What is being asked: Extract the full listing verbatim and drop any pictures from your copy.
☆ ☆ ☆ ☆
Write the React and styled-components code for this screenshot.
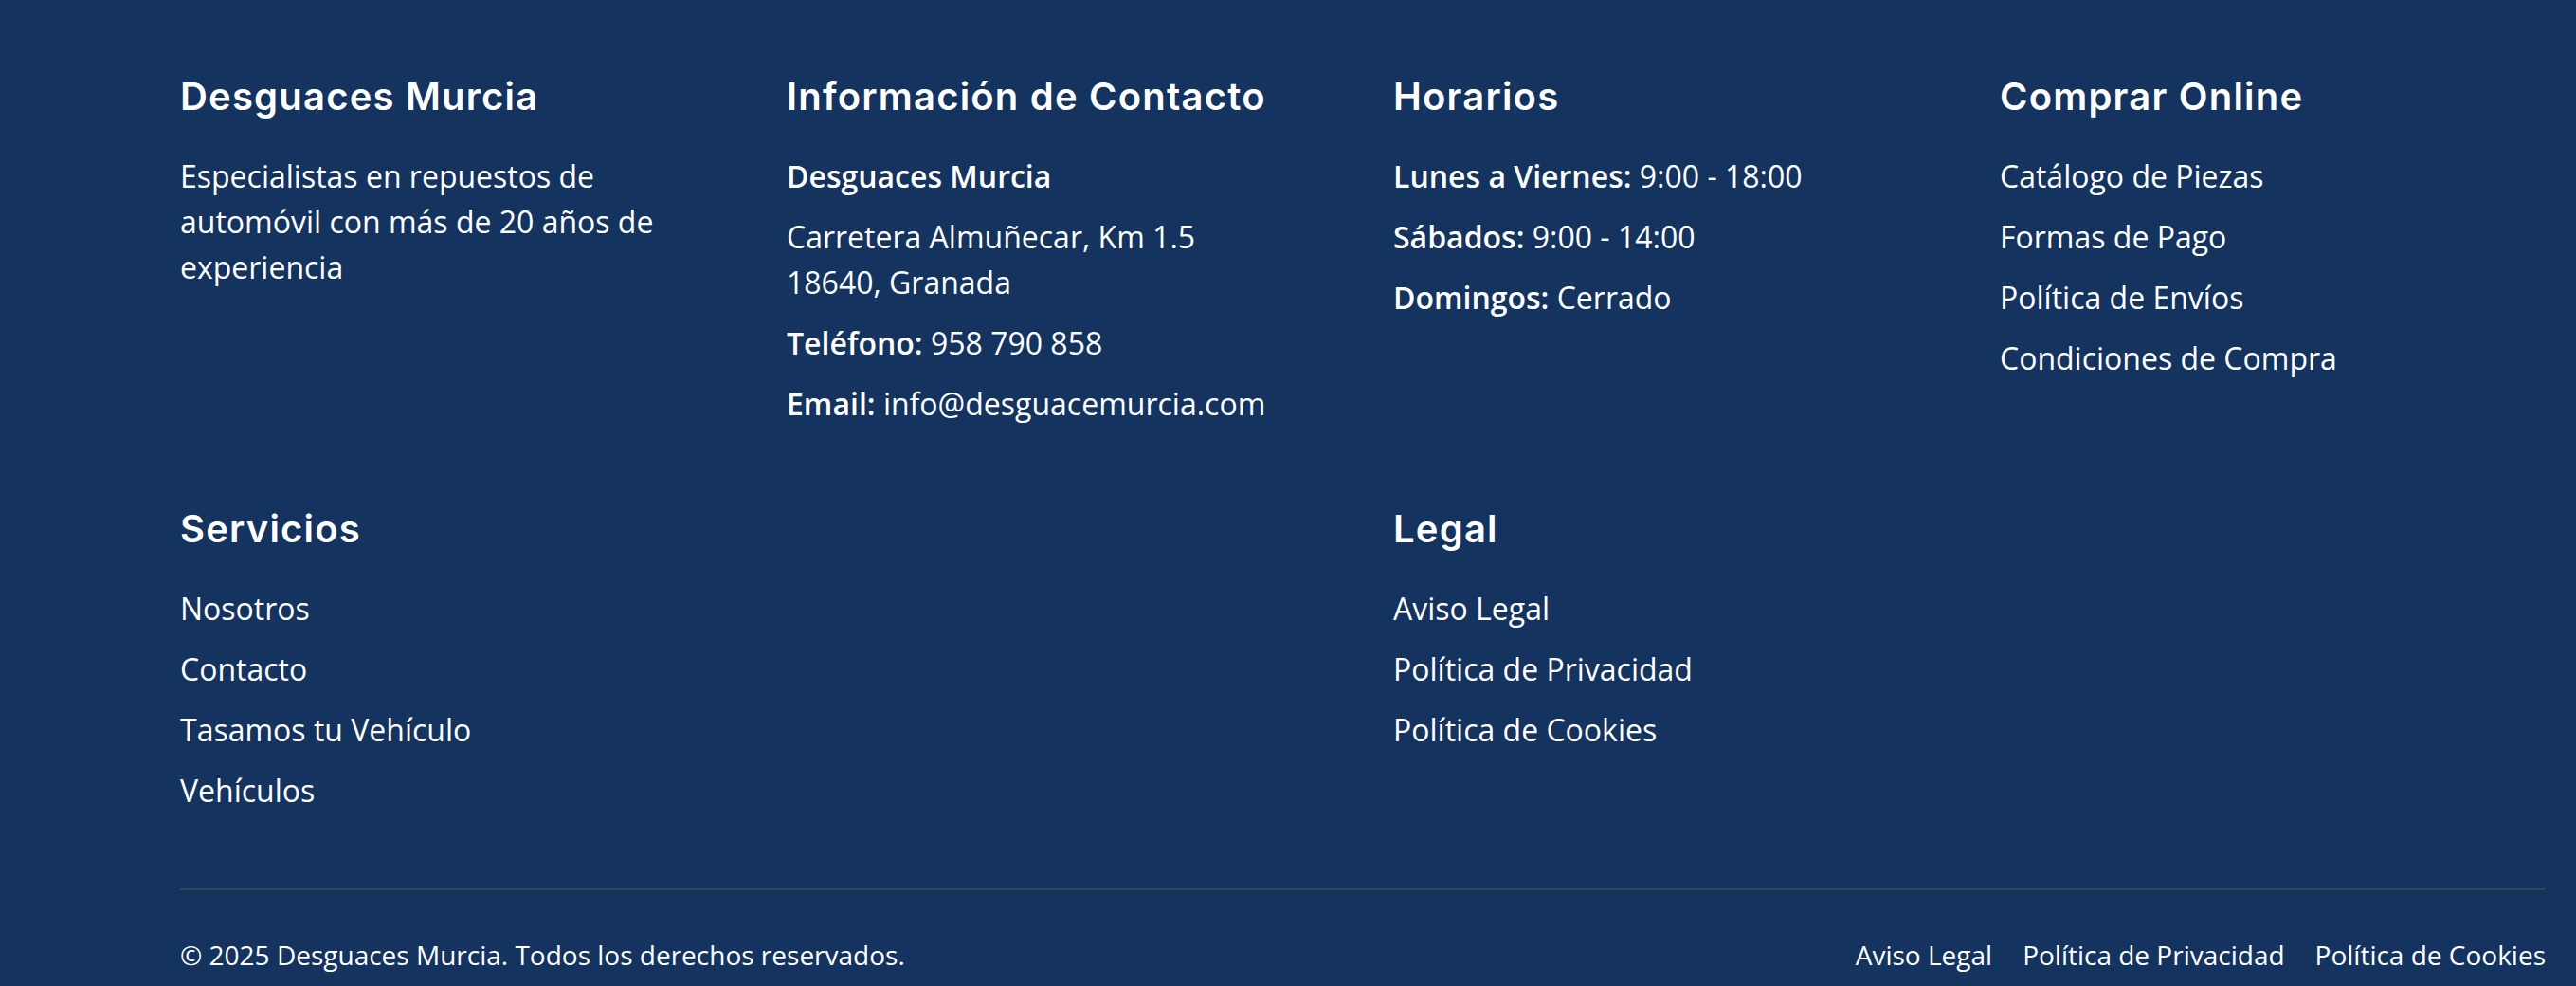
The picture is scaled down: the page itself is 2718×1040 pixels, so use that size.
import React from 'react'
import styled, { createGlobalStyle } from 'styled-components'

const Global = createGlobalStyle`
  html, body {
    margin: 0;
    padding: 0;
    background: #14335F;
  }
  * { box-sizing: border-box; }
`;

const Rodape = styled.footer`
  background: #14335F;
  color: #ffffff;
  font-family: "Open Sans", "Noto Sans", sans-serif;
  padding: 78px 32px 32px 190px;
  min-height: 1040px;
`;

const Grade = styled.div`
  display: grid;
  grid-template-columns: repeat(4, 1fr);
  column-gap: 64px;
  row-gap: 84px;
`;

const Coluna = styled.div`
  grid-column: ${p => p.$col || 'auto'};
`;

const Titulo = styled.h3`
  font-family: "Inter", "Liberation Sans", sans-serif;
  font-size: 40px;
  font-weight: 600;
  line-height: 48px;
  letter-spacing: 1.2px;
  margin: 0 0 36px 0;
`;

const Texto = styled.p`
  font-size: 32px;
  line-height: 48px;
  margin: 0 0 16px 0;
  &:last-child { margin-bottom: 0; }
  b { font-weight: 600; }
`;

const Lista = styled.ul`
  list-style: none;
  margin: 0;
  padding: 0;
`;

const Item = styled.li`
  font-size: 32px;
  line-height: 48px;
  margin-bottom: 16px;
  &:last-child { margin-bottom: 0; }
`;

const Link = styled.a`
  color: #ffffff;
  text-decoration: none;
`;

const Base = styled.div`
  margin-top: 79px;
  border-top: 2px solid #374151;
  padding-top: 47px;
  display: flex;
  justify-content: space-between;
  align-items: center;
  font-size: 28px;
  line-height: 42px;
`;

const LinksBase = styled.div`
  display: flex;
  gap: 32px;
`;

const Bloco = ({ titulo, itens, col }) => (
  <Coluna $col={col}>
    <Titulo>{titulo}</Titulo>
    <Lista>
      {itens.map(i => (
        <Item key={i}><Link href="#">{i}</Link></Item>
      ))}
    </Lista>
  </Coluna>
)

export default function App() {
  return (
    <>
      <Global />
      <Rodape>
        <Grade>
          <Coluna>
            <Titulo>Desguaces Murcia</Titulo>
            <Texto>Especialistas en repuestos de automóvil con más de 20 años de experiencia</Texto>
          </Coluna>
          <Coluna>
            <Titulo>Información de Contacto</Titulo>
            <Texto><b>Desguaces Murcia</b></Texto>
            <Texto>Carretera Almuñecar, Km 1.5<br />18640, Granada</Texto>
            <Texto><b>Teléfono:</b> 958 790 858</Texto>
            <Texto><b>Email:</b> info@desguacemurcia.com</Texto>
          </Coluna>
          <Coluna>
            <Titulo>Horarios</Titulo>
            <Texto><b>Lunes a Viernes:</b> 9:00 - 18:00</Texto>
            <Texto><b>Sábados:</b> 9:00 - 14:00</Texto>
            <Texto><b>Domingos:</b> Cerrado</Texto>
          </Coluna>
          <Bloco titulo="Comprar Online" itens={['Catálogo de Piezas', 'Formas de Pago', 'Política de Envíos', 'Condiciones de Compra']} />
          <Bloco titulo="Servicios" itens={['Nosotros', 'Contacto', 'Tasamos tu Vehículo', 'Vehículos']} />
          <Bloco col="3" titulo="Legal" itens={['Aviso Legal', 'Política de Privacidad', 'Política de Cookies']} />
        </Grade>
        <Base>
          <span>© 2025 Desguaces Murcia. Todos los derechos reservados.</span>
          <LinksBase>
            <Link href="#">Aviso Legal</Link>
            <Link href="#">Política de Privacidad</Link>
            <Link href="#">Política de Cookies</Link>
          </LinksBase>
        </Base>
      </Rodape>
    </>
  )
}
☆ ☆ ☆ ☆
Response to this exercise:
Write the React and styled-components code for this screenshot.
The picture is scaled down: the page itself is 2718×1040 pixels, so use that size.
import React from 'react'
import styled, { createGlobalStyle } from 'styled-components'

const Global = createGlobalStyle`
  html, body {
    margin: 0;
    padding: 0;
    background: #14335F;
  }
  * { box-sizing: border-box; }
`;

const Rodape = styled.footer`
  background: #14335F;
  color: #ffffff;
  font-family: "Open Sans", "Noto Sans", sans-serif;
  padding: 78px 32px 32px 190px;
  min-height: 1040px;
`;

const Grade = styled.div`
  display: grid;
  grid-template-columns: repeat(4, 1fr);
  column-gap: 64px;
  row-gap: 84px;
`;

const Coluna = styled.div`
  grid-column: ${p => p.$col || 'auto'};
`;

const Titulo = styled.h3`
  font-family: "Inter", "Liberation Sans", sans-serif;
  font-size: 40px;
  font-weight: 600;
  line-height: 48px;
  letter-spacing: 1.2px;
  margin: 0 0 36px 0;
`;

const Texto = styled.p`
  font-size: 32px;
  line-height: 48px;
  margin: 0 0 16px 0;
  &:last-child { margin-bottom: 0; }
  b { font-weight: 600; }
`;

const Lista = styled.ul`
  list-style: none;
  margin: 0;
  padding: 0;
`;

const Item = styled.li`
  font-size: 32px;
  line-height: 48px;
  margin-bottom: 16px;
  &:last-child { margin-bottom: 0; }
`;

const Link = styled.a`
  color: #ffffff;
  text-decoration: none;
`;

const Base = styled.div`
  margin-top: 79px;
  border-top: 2px solid #374151;
  padding-top: 47px;
  display: flex;
  justify-content: space-between;
  align-items: center;
  font-size: 28px;
  line-height: 42px;
`;

const LinksBase = styled.div`
  display: flex;
  gap: 32px;
`;

const Bloco = ({ titulo, itens, col }) => (
  <Coluna $col={col}>
    <Titulo>{titulo}</Titulo>
    <Lista>
      {itens.map(i => (
        <Item key={i}><Link href="#">{i}</Link></Item>
      ))}
    </Lista>
  </Coluna>
)

export default function App() {
  return (
    <>
      <Global />
      <Rodape>
        <Grade>
          <Coluna>
            <Titulo>Desguaces Murcia</Titulo>
            <Texto>Especialistas en repuestos de automóvil con más de 20 años de experiencia</Texto>
          </Coluna>
          <Coluna>
            <Titulo>Información de Contacto</Titulo>
            <Texto><b>Desguaces Murcia</b></Texto>
            <Texto>Carretera Almuñecar, Km 1.5<br />18640, Granada</Texto>
            <Texto><b>Teléfono:</b> 958 790 858</Texto>
            <Texto><b>Email:</b> info@desguacemurcia.com</Texto>
          </Coluna>
          <Coluna>
            <Titulo>Horarios</Titulo>
            <Texto><b>Lunes a Viernes:</b> 9:00 - 18:00</Texto>
            <Texto><b>Sábados:</b> 9:00 - 14:00</Texto>
            <Texto><b>Domingos:</b> Cerrado</Texto>
          </Coluna>
          <Bloco titulo="Comprar Online" itens={['Catálogo de Piezas', 'Formas de Pago', 'Política de Envíos', 'Condiciones de Compra']} />
          <Bloco titulo="Servicios" itens={['Nosotros', 'Contacto', 'Tasamos tu Vehículo', 'Vehículos']} />
          <Bloco col="3" titulo="Legal" itens={['Aviso Legal', 'Política de Privacidad', 'Política de Cookies']} />
        </Grade>
        <Base>
          <span>© 2025 Desguaces Murcia. Todos los derechos reservados.</span>
          <LinksBase>
            <Link href="#">Aviso Legal</Link>
            <Link href="#">Política de Privacidad</Link>
            <Link href="#">Política de Cookies</Link>
          </LinksBase>
        </Base>
      </Rodape>
    </>
  )
}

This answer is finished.